In preparazione della grande manifestazione nazionale, tra il 20 e il 23 ottobre centinaia di mobilitazionI decentrate promosse dalla coalizione “Europe for Peace”.
Otto mesi di guerra dentro l’Europa sono una realtà inaccettabile. Se a questo aggiungiamo il rischio di una guerra nucleare, ci domandiamo se questa non è pura follia.
L’invasione e l’aggressione dell’esercito russo al territorio ucraino hanno messo a nudo le debolezze, se non l’assenza di una visione politica da parte delle istituzioni europee e, soprattutto, dei suoi Stati membri incapaci di gestire per le vie politiche, economiche, commerciali, diplomatiche le relazioni di buon vicinato e di integrazione regionale con l’ex-potenza sovietica.
Dal 1991, anno di scioglimento dell’Unione sovietica e nascita della Comunità di Stati Indipendenti, l’Occidente ha privilegiato gli affari e le forniture di materie prime per alimentare la propria economia e i consumi, stringendo accordi e stipulando contratti con le nuove oligarchie, piuttosto che investire nella trasformazione di quella società verso una la democrazia e lo stato di diritto. Errori che oggi paghiamo tutti, gli ucraini in quanto popolazione vittima di una brutale aggressione ed occupazione militare, noi tutti per essere entrati senza alcuna preparazione in una economia di guerra.
Per il movimento della pace e del disarmo, di cui la Cgil è parte, è stato chiaro sin dal primo giorno dell’invasione che la priorità era e rimane l’assistenza alla popolazione ucraina, e che non esiste una “guerra giusta” che possa giustificare il costo di vite umane, violenze, stupri, distruzioni.
L’assenza di un’azione politica autorevole per il cessate il fuoco, mettendo al tavolo del negoziato Russia e Ucraina, ha quindi determinato l’escalation del conflitto militare, arrivando a paventare l’uso dell’arma nucleare o dell’incidente nucleare. La cui sola minaccia di per sé potrebbe essere considerata già come un crimine contro l’umanità.
Ed è oramai chiaro a tutti che la posta in palio non è l’Ucraina, e che lo scontro non è tra un esercito invasore, quello russo, ed uno Stato che si difende con ogni mezzo, quello ucraino. Lo scontro è tra potenze militari nucleari i cui disegni geopolitici aspirano a controllare intere regioni, se non l’intero pianeta e le sue risorse. Una guerra giocata su diversi piani, militare, tecnologico, economico senza più esclusione di colpi, dove il sistema multilaterale e delle Nazioni Unite è messo ai margini, irrilevante, escluso.

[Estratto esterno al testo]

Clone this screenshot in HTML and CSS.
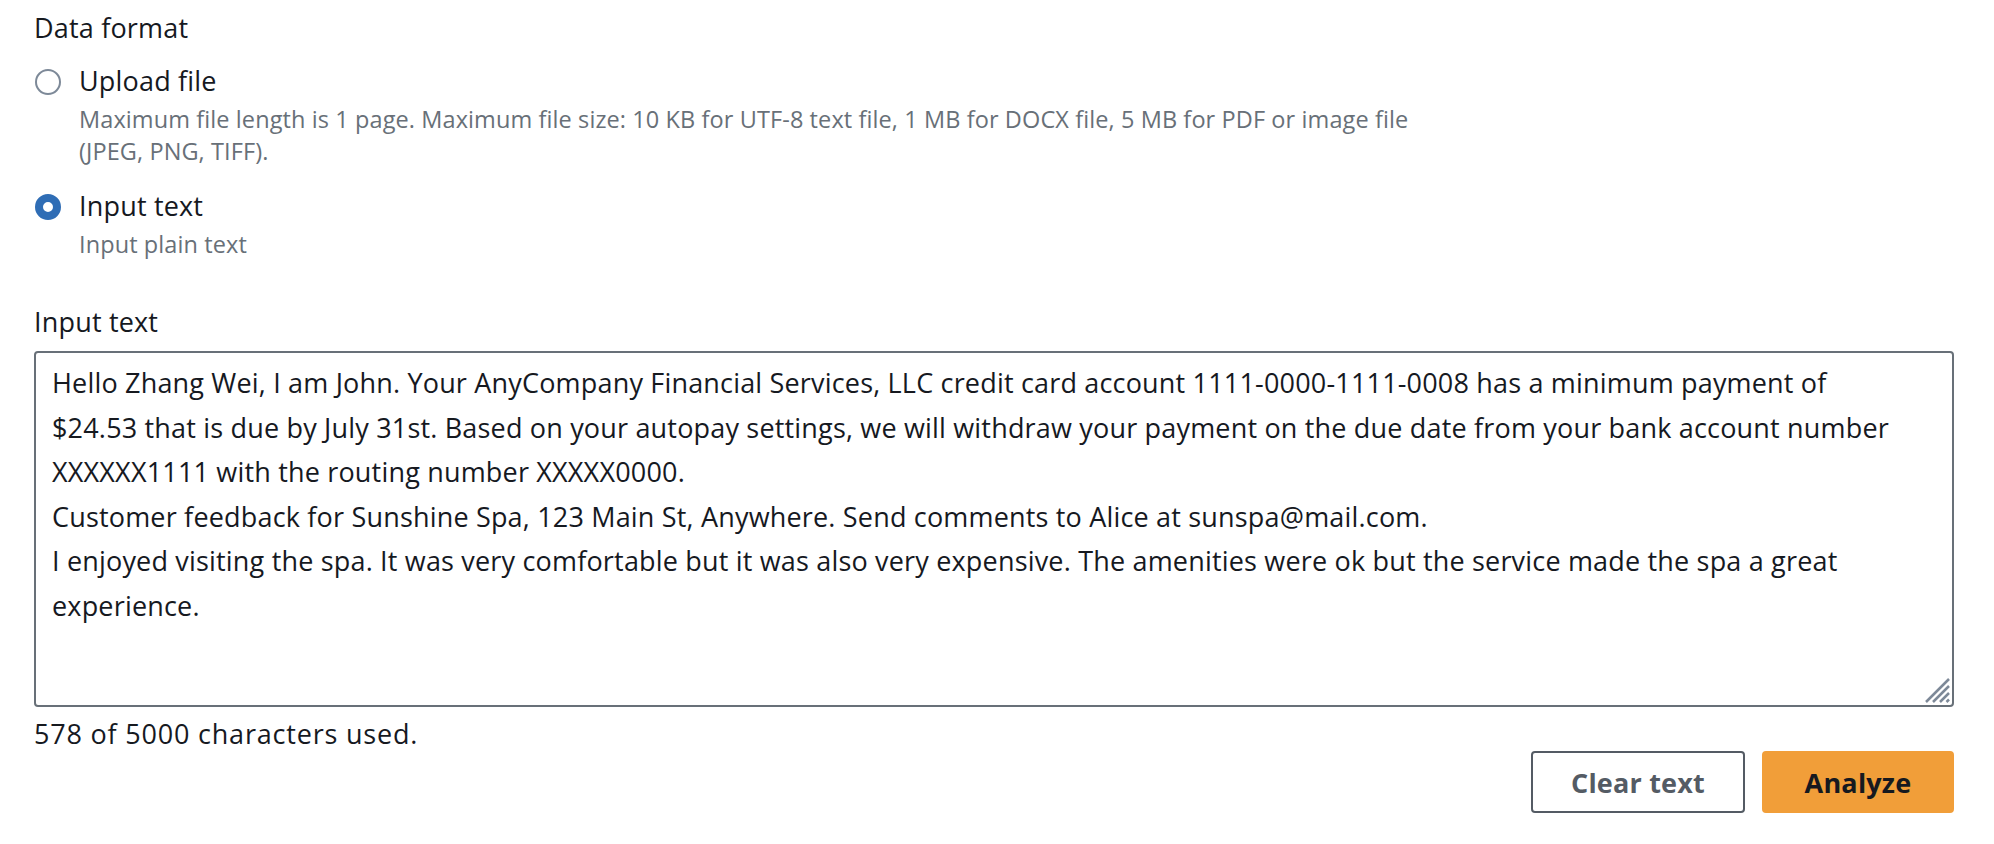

Una strada, questa che va fermata perché foriera di sicuri disastri e di continue crisi. Lo si vede e lo si subisce nella nostra società con il caro-bollette, l’inflazione, l’arretramento del processo di transizione ecologica, l’aumento delle povertà, le aziende in crisi e la perdita di posti di lavoro.
Per queste ragioni siamo chiamati a scendere in piazza a mobilitarci insieme, unendo le tante diversità della nostra società per fermare questa corsa al riarmo e la follia della minaccia nucleare.
Dalle giornate di mobilitazione diffusa del fine settimana scorso (20-23 ottobre), abbiamo visto come le piazze di 100 città hanno risposto all’appello della coalizione ‘Europe for Peace’, una rete che ha unito associazioni, sindacati, laici e cattolici, per chiedere il cessate il fuoco subito, l’impegno degli Stati per la soluzione politica attraverso il negoziato e rilanciando il ruolo dell’Onu, unica entità terza, legittimata a difendere e garantire sicurezza, diritti umani, benessere per tutte le persone e tutte le popolazioni.
Una mobilitazione decentrata che ha preparato quella che sarà la grande manifestazione nazionale per la pace convocata per il 5 novembre prossimo a Roma, con una piattaforma condivisa da Cgil, Cisl, Uil e da un ampissimo arco di associazioni, che partirà da piazza Repubblica per attraversare le vie della capitale e raggiungere piazza San Giovanni in Laterano. Sarà questo un messaggio forte e chiaro alle nostre istituzioni affinché assumano l’agenda della pace che il popolo italiano chiede a gran voce.